Namun, setelah kejadian itu, dan ingatan saya kembali kepada peristiwa di atas dan beberapa peristiwa sebelumnya, saya telah memutuskan untuk tidak akan pernah lagi menawarkan jasa saya, baik tenaga maupun perhatian atau nasihat.
Seorang teman minggu lalu mengirimkan pesan untuk minta waktu saya bertemu. Ia menjelaskan bahwa ia sedang sangat membutuhkan pendapat saya mengenai masalah pelik yang sedang dihadapinya. Saya menyediakan waktu untuk pertemuan itu dan siap untuk mendengar curhatannya, dan setiba saya di pertemuan itu, ia dengan ringan mengatakan bahwa masalahnya sudah dapat ia selesaikan sendiri.
Saya itu saking bingungnya, apa perlunya ia sampai mengirimkan pesan pada pagi hari untuk mengingatkan saya agar tidak lupa hadir dalam pertemuan makan siang itu, kalau ia sendiri telah mampu menyelesaikannya?
Anehnya, saat saya sedang berpakaian untuk hadir di pertemuan itu, hati saya bersuara dengan jelas. ”Kamu diam saja, kamu tidak perlu memberikan nasihat apa pun, ia tak membutuhkan nasihatmu, ia hanya ingin curhat atas masalahnya.”
Saya dulu berpikir kalau saya membantu orang, dan orang menerima bantuan itu, saya akan mendapat berkat karenanya. Namun, sekarang saya belajar, di dunia ini ada orang-orang yang menutup berkat saya dengan menolak bantuan dan niat baik saya.

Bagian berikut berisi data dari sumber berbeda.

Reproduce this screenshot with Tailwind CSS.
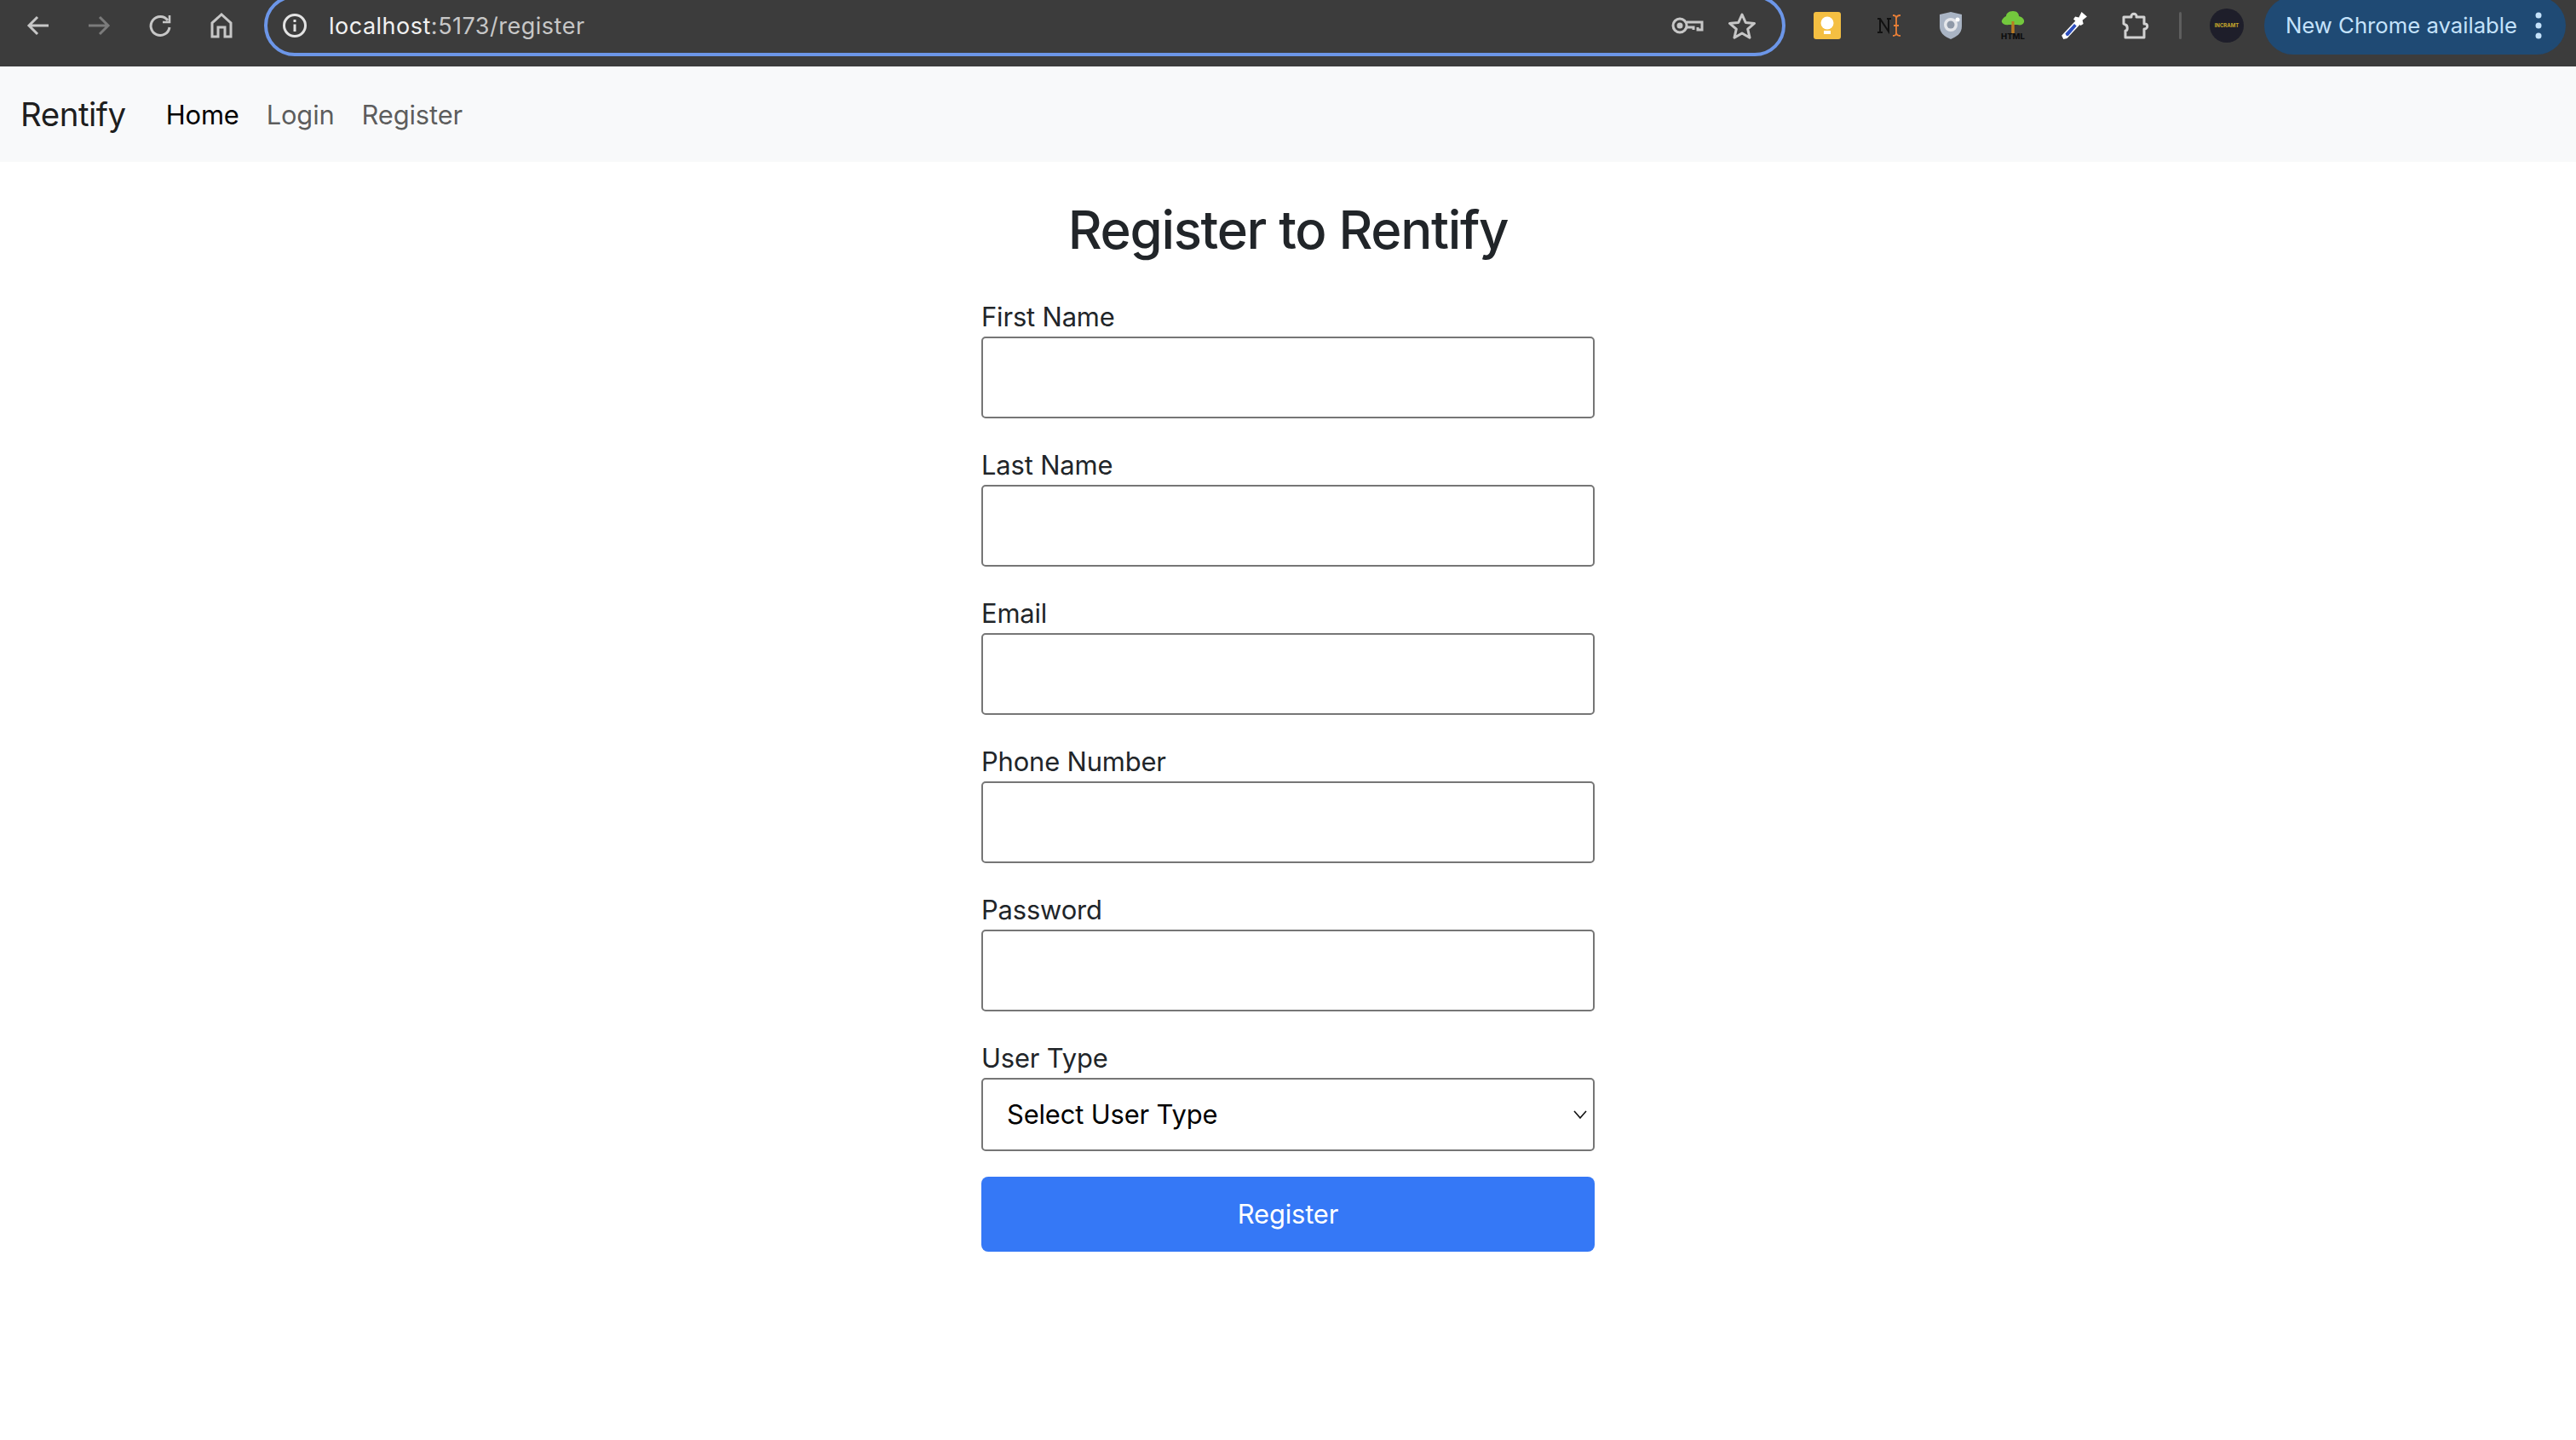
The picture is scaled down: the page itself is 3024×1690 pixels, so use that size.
<!DOCTYPE html>
<html lang="en">
<head>
    <meta charset="UTF-8">
    <meta name="viewport" content="width=device-width, initial-scale=1.0">
    <title>Rentify</title>
    <script src="https://cdn.jsdelivr.net/npm/@tailwindcss/browser@4"></script>
</head>
<body class="bg-white font-['Inter',sans-serif] text-[#212529] w-[3024px] h-[1690px] overflow-hidden">
    <!-- browser toolbar -->
    <div class="h-[78px] pb-[18px] bg-[#3c3c3c] flex items-center text-[#c7c7c7] overflow-hidden">
        <svg class="ml-[30px] w-[30px] h-[30px]" viewBox="0 0 30 30" fill="none" stroke="#c7c7c7" stroke-width="3"><path d="M27 15H5M14 5L4 15l10 10"/></svg>
        <svg class="ml-[41px] w-[30px] h-[30px]" viewBox="0 0 30 30" fill="none" stroke="#7b7b7b" stroke-width="3"><path d="M3 15h22M16 5l10 10-10 10"/></svg>
        <svg class="ml-[42px] w-[30px] h-[30px]" viewBox="0 0 30 30" fill="none" stroke="#c7c7c7" stroke-width="3"><path d="M24 9a11 11 0 1 0 2 8"/><path d="M26 3v8h-8" stroke-width="2.6"/></svg>
        <svg class="ml-[42px] w-[30px] h-[30px]" viewBox="0 0 30 30" fill="none" stroke="#c7c7c7" stroke-width="3"><path d="M4 28V12L15 2l11 10v16h-7V17h-8v11z"/></svg>

        <!-- address bar -->
        <div class="ml-[35px] w-[1786px] h-[72px] shrink-0 rounded-[38px] border-[4px] border-[#6c96e8] flex items-center">
            <svg class="ml-[17px] w-[30px] h-[30px]" viewBox="0 0 30 30" fill="none" stroke="#e3e3e3" stroke-width="3"><circle cx="15" cy="15" r="12.500"/><path d="M15 13.500V22"/><path d="M15 8v3"/></svg>
            <div class="ml-[25px] text-[27px] leading-none tracking-[0.5px] text-[#c7c7c7]"><span class="text-[#f1f1f1]">localhost</span>:5173/register</div>
            <svg class="ml-auto w-[38px] h-[22px]" viewBox="0 0 38 22" fill="none" stroke="#c7c7c7" stroke-width="3"><circle cx="10" cy="11" r="8"/><circle cx="10" cy="11" r="2" fill="#c7c7c7"/><path d="M18 7h18v9h-5v-3M26 16v-3h-8"/></svg>
            <svg class="ml-[28px] mr-[30px] w-[34px] h-[32px]" viewBox="0 0 34 32" fill="none" stroke="#c7c7c7" stroke-width="3" stroke-linejoin="round"><path d="M17 3l4.200 9.400 10.300 1-7.800 6.800 2.300 10L17 25l-9 5.200 2.300-10-7.800-6.800 10.300-1z"/></svg>
        </div>

        <!-- extensions -->
        <svg class="ml-[33px] w-[32px] h-[32px]" viewBox="0 0 32 32"><rect width="32" height="32" rx="3" fill="#f4bf42"/><circle cx="16" cy="13" r="7.500" fill="#fff"/><rect x="12" y="22" width="8" height="4" fill="#fff"/></svg>
        <svg class="ml-[42px] w-[30px] h-[30px]" viewBox="0 0 30 30" fill="none"><path d="M1 7h3l10 15V7M12 7h5M1 23h6M4 7v16" stroke="#111" stroke-width="2"/><path d="M19 3c4 0 4 2 4 4v16c0 2 0 4-4 4M28 3c-4 0-5 2-5 4v16c0 2 1 4 5 4M20 15h6" stroke="#e97f37" stroke-width="1.800"/></svg>
        <svg class="ml-[44px] w-[26px] h-[32px]" viewBox="0 0 26 32"><path d="M13 0l13 3v14c0 8-6 12-13 15C6 29 0 25 0 17V3z" fill="#a9b4c4"/><circle cx="13" cy="15" r="8" fill="#e4e6ea"/><circle cx="13" cy="15" r="4.500" fill="#8f99a8"/><circle cx="21" cy="9" r="2.500" fill="#fff"/></svg>
        <svg class="ml-[44px] w-[32px] h-[34px]" viewBox="0 0 32 34"><path d="M14.500 12h3v14h-3z" fill="#b97a22"/><path d="M16 0c5 0 7 3 7 6 4 1 7 4 6 7s-4 4-8 3H11c-4 1-7-1-8-3s2-6 5-7c0-3 3-6 8-6z" fill="#73c83d"/><path d="M14.500 12h3v14h-3z" fill="#b97a22"/><text x="16" y="33" text-anchor="middle" font-size="9.500" font-weight="800" fill="#0e0e0e">HTML</text></svg>
        <svg class="ml-[38px] w-[34px] h-[34px]" viewBox="0 0 32 32"><path d="M20 9L3 27l2 4 4-1L25 13z" fill="#fff"/><path d="M17 14L7 25l1.500 2.500 2-.5 9-10.500z" fill="#2d4fbe"/><path d="M18 6l4 1 3-6 6 5-5 4 1 4-3 2-8-7z" fill="#fff"/></svg>
        <svg class="ml-[39px] w-[34px] h-[34px]" viewBox="0 0 34 34" fill="none" stroke="#d2d2d2" stroke-width="3" stroke-linejoin="round"><path d="M3 7h9c-1-5 7-5 6 0h9v8c5-1 5 6 0 6v10H5v-8c3 0 3-6 0-7l-2-1z"/></svg>
        <div class="ml-[34px] w-[3px] h-[32px] rounded bg-[#5e5e5e]"></div>
        <div class="ml-[33px] w-[40px] h-[40px] rounded-full bg-[#1e1e2a] flex items-center justify-center text-[6px] leading-none text-[#c7a92c] font-bold">INCRAMT</div>

        <!-- update pill -->
        <div class="ml-[24px] w-[354px] h-[68px] shrink-0 rounded-[34px] bg-[#1f4a74] flex items-center pl-[25px] text-[#c4e2fb] text-[25.7px] leading-none">
            New Chrome available
            <svg class="ml-[21px] w-[8px] h-[34px]" viewBox="0 0 8 34" fill="#c4e2fb"><circle cx="4" cy="5" r="3.500"/><circle cx="4" cy="17" r="3.500"/><circle cx="4" cy="29" r="3.500"/></svg>
        </div>
    </div>

    <!-- navbar -->
    <nav class="h-[112px] pt-[2px] bg-[#f8f9fa] flex items-center pl-[24px]">
        <a class="text-[38.5px] tracking-[-0.5px] text-black/90 mr-[47px]">Rentify</a>
        <div class="flex items-center gap-[32px] text-[30.9px] tracking-[-0.15px]">
            <a class="text-black">Home</a>
            <a class="text-black/65">Login</a>
            <a class="text-black/65">Register</a>
        </div>
    </nav>

    <main class="w-[720px] mx-auto">
        <h2 class="text-center text-[61.7px] font-[550] tracking-[-1.3px] leading-[74px] mt-[43px] mb-[42px]">Register to Rentify</h2>
        <form class="tracking-[-0.15px]">
            <div class="mb-[32px]">
                <label class="block text-[30.9px] leading-[46px]">First Name</label>
                <input type="text" class="block w-full h-[96px] border-2 border-[#767676] rounded-[5px] bg-white">
            </div>
            <div class="mb-[32px]">
                <label class="block text-[30.9px] leading-[46px]">Last Name</label>
                <input type="text" class="block w-full h-[96px] border-2 border-[#767676] rounded-[5px] bg-white">
            </div>
            <div class="mb-[32px]">
                <label class="block text-[30.9px] leading-[46px]">Email</label>
                <input type="email" class="block w-full h-[96px] border-2 border-[#767676] rounded-[5px] bg-white">
            </div>
            <div class="mb-[32px]">
                <label class="block text-[30.9px] leading-[46px]">Phone Number</label>
                <input type="tel" class="block w-full h-[96px] border-2 border-[#767676] rounded-[5px] bg-white">
            </div>
            <div class="mb-[32px]">
                <label class="block text-[30.9px] leading-[46px]">Password</label>
                <input type="password" class="block w-full h-[96px] border-2 border-[#767676] rounded-[5px] bg-white">
            </div>
            <div class="mb-[30px]">
                <label class="block text-[30.9px] leading-[46px]">User Type</label>
                <div class="relative">
                    <select class="block w-full h-[86px] appearance-none border-2 border-[#767676] rounded-[5px] bg-white pl-[28px] text-[30.9px] tracking-[-0.15px] text-black">
                        <option>Select User Type</option>
                    </select>
                    <svg class="absolute right-[9px] top-[38px] w-[16px] h-[10px]" viewBox="0 0 16 10" fill="none" stroke="#111" stroke-width="1.6"><path d="M1 1l7 8 7-8"/></svg>
                </div>
            </div>
            <button type="button" class="block w-full h-[88px] rounded-[8px] bg-[#3578f6] text-white text-[30.9px]">Register</button>
        </form>
    </main>
</body>
</html>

Ada orang-orang yang menjauhkan saya untuk tidak berbuat baik meski eksekusinya terlihat baik dan santun. ”Gak usah Kak, gak usah. Aku bisa kok ngangkat sendiri. Terima kasih Kak Sam.” Apakah saya menyesal karena tabungan berkat saya berkurang? Sama sekali tidak.
Karena berkat saya datang bukan karena saya berbuat baik, tetapi karena saya berani untuk berhenti membantu orang-orang yang menjauhkan saya dari berbuat baik.